La loi du 5 juillet 2011, dans son esprit comme dans sa lettre, criminalise en quelque sorte la maladie mentale et dénature profondément la psychiatrie, réduite à une fonction de régulation des troubles sociaux, quand elle a, à l’évidence, une mission radicalement différente : aider à la guérison et permettre à tous nos concitoyens de trouver une place dans la société.
À titre d’exemple, alors que la logique juridique veut que les mesures libératoires soient exécutoires, puisqu’il peut, par exemple, s’agir de mettre fin à une mesure privative de liberté décidée de manière arbitraire, la loi de 2011 a introduit un droit d’appel suspensif, à l’initiative du procureur de la République, à l’encontre d’une décision de mainlevée de la mesure privative de liberté prononcée par le juge.
Pourtant, sauf erreur de ma part, l’effet non suspensif des recours est un principe de portée générale, il a un caractère fondamental, en liaison étroite avec la présomption de légalité des actes administratifs dont résulte leur force exécutoire immédiate.
Cette faculté offerte au procureur, qui demeure aujourd’hui encore, faute de réforme d’ampleur, sous l’autorité directe du procureur général, et donc du ministère de la justice, pourrait avoir pour conséquence de priver une personne de sa liberté pendant quatorze jours supplémentaires !t
On est loin, à mon sens, de la volonté exprimée par le juge constitutionnel. Ne s’agit-il pas, en réalité, de considérer les personnes atteintes de troubles mentaux comme potentiellement très dangereuses, en tout cas plus que la moyenne de nos concitoyens, pour que l’on en vienne à maintenir à leur encontre un régime dérogatoire du droit commun, et profondément défavorable ?
Je dois d’ailleurs dire que je fais miens les arguments avancés, à raison, par notre collègue Christiane Demontès, qui, défendant en 2011 un amendement en tout point similaire à celui-là, déclarait : « Nous continuons notre combat contre un texte sécuritaire […] Le mécanisme prévu ici est d’une énormité sans précédent.

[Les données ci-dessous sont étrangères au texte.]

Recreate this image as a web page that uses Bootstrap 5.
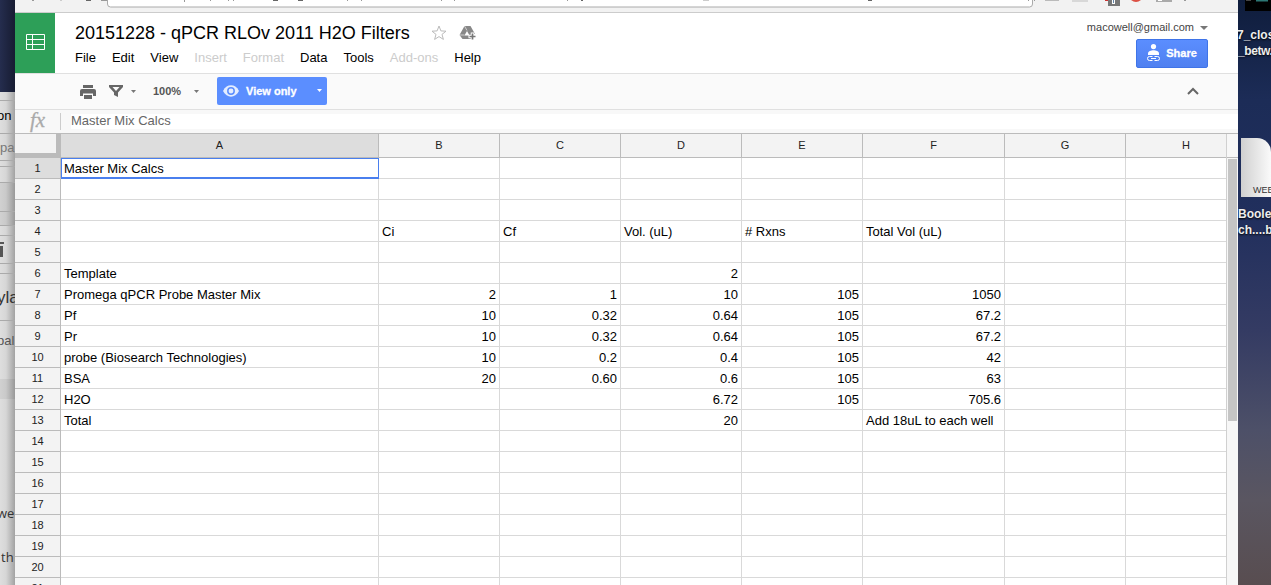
<!DOCTYPE html>
<html lang="en">
<head>
<meta charset="utf-8">
<title>20151228 - qPCR RLOv 2011 H2O Filters</title>
<link href="https://cdn.jsdelivr.net/npm/bootstrap@5.3.0/dist/css/bootstrap.min.css" rel="stylesheet">
<style>
body{width:1271px;height:585px;overflow:hidden;font-family:"Liberation Sans",Arial,sans-serif;font-size:13px;line-height:1;color:#000}
svg{display:block;flex:none}
.left-desk{width:15px;background:linear-gradient(90deg,#dedede 0,#d6d6d6 40%,#a2a2a2 100%)}
.left-desk>div{box-sizing:border-box;flex:none;white-space:nowrap;overflow:hidden;display:flex;align-items:center;border-bottom:1px solid #aaa}
.left-desk .humanist{font-family:"Open Sans","Noto Sans",sans-serif}
.night{height:92px;background:linear-gradient(90deg,#252d4e,#171c32)}
.shade{background:rgba(0,0,0,.06)}
.window{width:1223px;background:#fff}
.chrome-strip{height:13px;background:#f2f2f2;border-bottom:1px solid #ccc}
.doc-head{height:61px;border-bottom:1px solid #e0e0e0}
.logo-tile{width:40px;height:60px;padding:0 0 2px 2px;background:#2d9f58}
.doc-title{font-size:18px;line-height:22px}
.menu-row span{white-space:nowrap}
.off{color:#ccc}
.tools{height:36px;background:#fafafa;border-bottom:1px solid #e0e0e0}
.zoom-label{font-size:11px;font-weight:bold;color:#555}
.view-btn{width:110px;height:28px;margin-bottom:2px;background:#5b8eff;border-radius:2px;color:#fff;font-size:11px;font-weight:bold;-webkit-text-stroke:.3px #fff}
.share-btn{width:72px;height:29px;background:linear-gradient(#5b8eff,#4f80f0);border:1px solid #3f74e8;border-radius:2px;color:#fff;font-size:11px;font-weight:bold}
.share-btn span{-webkit-text-stroke:.3px #fff}
.account{font-size:11px;color:#444}
.fx-bar{height:24px;background:linear-gradient(#f8f8f8 4px,#fff 4px,#fff 19px,#f8f8f8 19px);border-bottom:1px solid #bbb;color:#666}
.fx-sign{width:45px;height:23px;background:#f8f8f8;font:italic 21px/21px "Liberation Serif",serif;color:#aaa;-webkit-text-stroke:.3px #aaa}
.fx-sep{width:1px;height:17px;background:#ccc}
.fx-gap{width:10px;height:23px;background:#f8f8f8}
.sheet-view{width:1212px;border-right:1px solid #d0d0d0}
.sheet{width:1232px;display:grid;grid-template-columns:46px 318px 121px 121px 121px 121px 142px 121px 121px;grid-auto-rows:21px;grid-template-rows:24px}
.sheet>div{border-right:1px solid #d9d9d9;border-bottom:1px solid #d9d9d9;padding:0 3px;display:flex;align-items:center;white-space:nowrap;overflow:hidden}
.sheet>.head{background:#f3f3f3;border-color:#bbb;justify-content:center;font-size:11px;color:#222}
.sheet>.picked{background:#ddd}
.sheet>.corner{border-right:5px solid #bbb;border-bottom:5px solid #bbb;background:#f3f3f3}
.sheet>.num{justify-content:flex-end}
.sheet>.active-cell{box-shadow:inset 0 1px #4a7fee,inset 1px 0 #4a7fee,inset 0 -1px #4a7fee;border-color:#4a7fee}
.scroller{width:11px;background:#f7f7f7}
.scroller .gap-top{height:24px;border-bottom:1px solid #bbb}
.thumb{width:9px;height:262px;background:#c5c5c5;margin:1px 0 0 1px}
.right-desk{width:33px;background:linear-gradient(#0f1d3c 0,#1c2c57 100px,#212f5d 220px,#343b63 330px,#4d5068 430px,#5a5661 500px,#584d50 585px);color:#eee;font-weight:bold;font-size:12px}
.right-desk .label{line-height:16px;white-space:nowrap;text-shadow:0 1px 2px #000}
.webloc{width:30px;height:59px;margin-left:3px;background:linear-gradient(90deg,#d0d0d0,#fafafa);border-top-right-radius:14px;font-size:9px;font-weight:normal;color:#333}
</style>
</head>
<body>
<main class="d-flex h-100 overflow-hidden">
  <aside class="left-desk d-flex flex-column overflow-hidden">
    <div class="night border-0"></div>
    <div style="height:9px"></div>
    <div style="height:33px;padding-bottom:4px"><span style="margin-left:-3px">on</span></div>
    <div style="height:27px;color:#777">pa</div>
    <div style="height:6px"></div>
    <div style="height:16px"></div>
    <div class="shade" style="height:29px"></div>
    <div class="shade" style="height:14px"></div>
    <div style="height:10px"></div>
    <div style="height:28px"><svg width="6" height="15"><path d="M0 0h4v2H0zM0 4h3v11H0z" fill="#555"/></svg></div>
    <div style="height:10px"></div>
    <div style="height:47px;font-size:17px;color:#333"><span style="margin-left:-3px">yla</span></div>
    <div class="border-0" style="height:39px;color:#555"><span style="margin-left:-3px">pal</span></div>
    <div class="border-0" style="height:19px"></div>
    <div class="shade border-0" style="height:20px"></div>
    <div class="border-0" style="height:94px"></div>
    <div class="humanist border-0" style="height:44px;color:#333;padding-bottom:3px"><span style="margin-left:-3px">we</span></div>
    <div class="humanist border-0" style="height:44px;color:#333;padding-bottom:3px"><span style="margin-left:1px">th</span></div>
  </aside>
  <section class="window d-flex flex-column flex-shrink-0">
    <div class="chrome-strip flex-shrink-0">
      <svg width="1223" height="12" fill="none">
        <path d="M92.500 0v4q0 3 3 3h919q3 0 3-3V0" fill="#fff" stroke="#aaa"/>
        <path d="M17 .5h2M86 .5h6M169.500 0v2M195 .5h1M213 .5h1M218 .5h1M332 .5h1M346 .5h1M426 .5h1M439 .5h1M552 .5h1M1013 .5h1M1019 .5h1M1169 .5h2" stroke="#999"/>
        <path d="M45 .5h2M688 .5h6" stroke="#ccc"/>
        <path d="M71 .5h5M258 .5h5M283 .5h5M566 .5h2M853 .5h4" stroke="#666"/>
        <path d="M1030 .5h14" stroke="#bbb"/><path d="M1057 1h16" stroke="#d8d8d8" stroke-width="2"/>
        <path d="M1090 .5h3" stroke="#c33"/><path d="M1093 0h12v6h-12z" fill="#777"/><path d="M1098.500 0v4" stroke="#fff" stroke-width="3"/><path d="M1098.500 0v3" stroke="#68a"/>
        <path d="M1116 0h10q-5 4-10 0z" fill="#dc5044"/>
        <path d="M1141 0h16v2h-16z" fill="#aaa"/><path d="M1143 .5h4" stroke="#fff"/>
      </svg>
    </div>
    <header class="doc-head d-flex flex-shrink-0">
      <div class="logo-tile d-flex align-items-center justify-content-center">
        <svg width="20" height="17" fill="none" stroke="#fff"><path d="M.5.5h18v15H.5zM.5 5.500h18M.5 10.500h18M6.500.5v15"/></svg>
      </div>
      <div class="flex-grow-1 ps-3">
        <div class="d-flex align-items-center" style="padding:9px 0 0 4px">
          <span class="doc-title">20151228 - qPCR RLOv 2011 H2O Filters</span>
          <svg style="margin-left:21px" width="16" height="16" viewBox="0 0 16 16" fill="none" stroke="#bbb"><path d="m8 1 1.900 4.900 5.100.3-4 3.200 1.400 5L8 11.600 3.600 14.400l1.400-5-4-3.200 5.100-.3z"/></svg>
          <svg style="margin-left:12px" width="18" height="16" viewBox="0 0 18 16"><path d="M5.500 1h6l4.500 8h-3v5H3.500L.5 10z" fill="#888"/><path d="M8 6 5.500 10.500h5z" fill="#fff"/><path d="M5.500 1 8 5.500M.5 10h5" stroke="#fff" stroke-width=".6"/><path d="M13.500 7.500v8M9.500 11.500h8" stroke="#fff" stroke-width="3.500"/><path d="M13.500 8.500v6M10.500 11.500h6" stroke="#777" stroke-width="1.700"/></svg>
        </div>
        <div class="menu-row d-flex" style="padding:7px 0 0 4px;gap:16px">
          <span>File</span><span>Edit</span><span>View</span><span class="off">Insert</span><span class="off">Format</span><span>Data</span><span>Tools</span><span class="off">Add-ons</span><span>Help</span>
        </div>
      </div>
      <div class="d-flex flex-column align-items-end" style="padding:9px 30px 0 0">
        <div class="account d-flex align-items-center" style="gap:6px;height:11px">macowell@gmail.com <svg width="8" height="4"><path d="M0 0h8L4 4z" fill="#777"/></svg></div>
        <div class="share-btn d-flex align-items-center justify-content-center" style="margin-top:6px;gap:6px">
          <svg width="13" height="17" fill="#fff" style="margin-bottom:2px"><circle cx="6.500" cy="2.600" r="2.600"/><path d="M1 11V9.500C1 7.500 4 6.300 6.500 6.300S12 7.500 12 9.500V11z"/><path d="M5.500 12.500h-3a2 2 0 0 0 0 4h3M7.500 12.500h3a2 2 0 0 1 0 4h-3M4 14.500h5" fill="none" stroke="#fff"/></svg>
          <span>Share</span>
        </div>
      </div>
    </header>
    <div class="tools d-flex align-items-center flex-shrink-0" style="padding-left:65px">
      <svg width="16" height="14" fill="#666"><path d="M3 0h10v3H3zM2 4h12a2 2 0 0 1 2 2v5h-3V8.500H3V11H0V6a2 2 0 0 1 2-2zM4 10h8v4H4z"/></svg>
      <svg style="margin-left:13px" width="15" height="13"><path fill-rule="evenodd" d="M0 0h14v2L9 7.500V12L5 10V7.500L0 2zM3.500 2 7 6l3.500-4z" fill="#666"/></svg>
      <svg style="margin-left:7px" width="5" height="3"><path d="M0 0h5L2.500 3z" fill="#777"/></svg>
      <span class="zoom-label" style="margin-left:17px;width:29px">100%</span>
      <svg style="margin-left:12px" width="5" height="3"><path d="M0 0h5L2.500 3z" fill="#777"/></svg>
      <div class="view-btn d-flex align-items-center" style="margin-left:18px;padding:0 5px 0 6px">
        <svg width="16" height="12"><path d="M0 6C2 2 5 .3 8 .3S14 2 16 6c-2 4-5 5.700-8 5.700S2 10 0 6z" fill="#e4edff"/><circle cx="8" cy="6" r="3.200" fill="none" stroke="#5b8eff" stroke-width="1.500"/></svg>
        <span style="margin-left:7px;padding-top:1px">View only</span>
        <svg class="ms-auto" width="5" height="3"><path d="M0 0h5L2.500 3z" fill="#fff"/></svg>
      </div>
      <svg class="ms-auto" style="margin:0 39px 2px 0" width="12" height="8"><path d="m1 7 5-5 5 5" fill="none" stroke="#666" stroke-width="2"/></svg>
    </div>
    <div class="fx-bar d-flex align-items-start flex-shrink-0">
      <div class="fx-sign text-center">fx</div><div class="fx-sep" style="margin-top:3px"></div><div class="fx-gap"></div><span style="line-height:21px">Master Mix Calcs</span>
    </div>
    <div class="d-flex flex-grow-1 overflow-hidden">
      <div class="sheet-view flex-shrink-0 overflow-hidden"><div class="sheet" id="sheet"></div></div>
      <div class="scroller"><div class="gap-top"></div><div class="thumb"></div></div>
    </div>
  </section>
  <aside class="right-desk overflow-hidden">
    <svg width="33" height="27"><path d="M7 0h26v11H7z" fill="#000"/><path d="M8 .5h5" stroke="#444"/><path d="M18 .5h12" stroke="#2c7774" stroke-width="2"/></svg>
    <div class="label" style="margin-left:-1px">7_clos</div>
    <div class="label" style="letter-spacing:-.4px">_betw.</div>
    <div class="webloc d-flex align-items-end" style="margin-top:79px;padding:0 0 2px 12px">WEB</div>
    <div class="label" style="margin-top:9px">Boole<br>ch....b</div>
  </aside>
</main>
<script src="https://cdn.jsdelivr.net/npm/bootstrap@5.3.0/dist/js/bootstrap.bundle.min.js"></script>
<script>
const cells = {
  1: ['Master Mix Calcs'],
  4: ['', 'Ci', 'Cf', 'Vol. (uL)', '# Rxns', 'Total Vol (uL)'],
  6: ['Template', '', '', '2'],
  7: ['Promega qPCR Probe Master Mix', '2', '1', '10', '105', '1050'],
  8: ['Pf', '10', '0.32', '0.64', '105', '67.2'],
  9: ['Pr', '10', '0.32', '0.64', '105', '67.2'],
  10: ['probe (Biosearch Technologies)', '10', '0.2', '0.4', '105', '42'],
  11: ['BSA', '20', '0.60', '0.6', '105', '63'],
  12: ['H2O', '', '', '6.72', '105', '705.6'],
  13: ['Total', '', '', '20', '', 'Add 18uL to each well']
};
const sheet = document.getElementById('sheet');
const add = (text, cls) => {
  const d = document.createElement('div');
  d.textContent = text;
  d.className = cls;
  sheet.append(d);
};
add('', 'corner');
[...'ABCDEFGH'].forEach(c => add(c, c === 'A' ? 'head picked' : 'head'));
for (let r = 1; r <= 21; r++) {
  add(r, r === 1 ? 'head picked' : 'head');
  for (let c = 0; c < 8; c++) {
    const t = (cells[r] || [])[c] || '';
    add(t, r === 1 && c === 0 ? 'active-cell' : t && !isNaN(t) ? 'num' : '');
  }
}
</script>
</body>
</html>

L’autorité administrative pourrait adresser injonction au Parquet ; voilà qui traduit la méfiance du Gouvernement envers les magistrats et crée un dangereux précédent, manifestement contraire au principe constitutionnel de séparation des pouvoirs et à l’article 64 de la Constitution ».
Pour toutes ces raisons, nous vous invitons à voter cet amendement.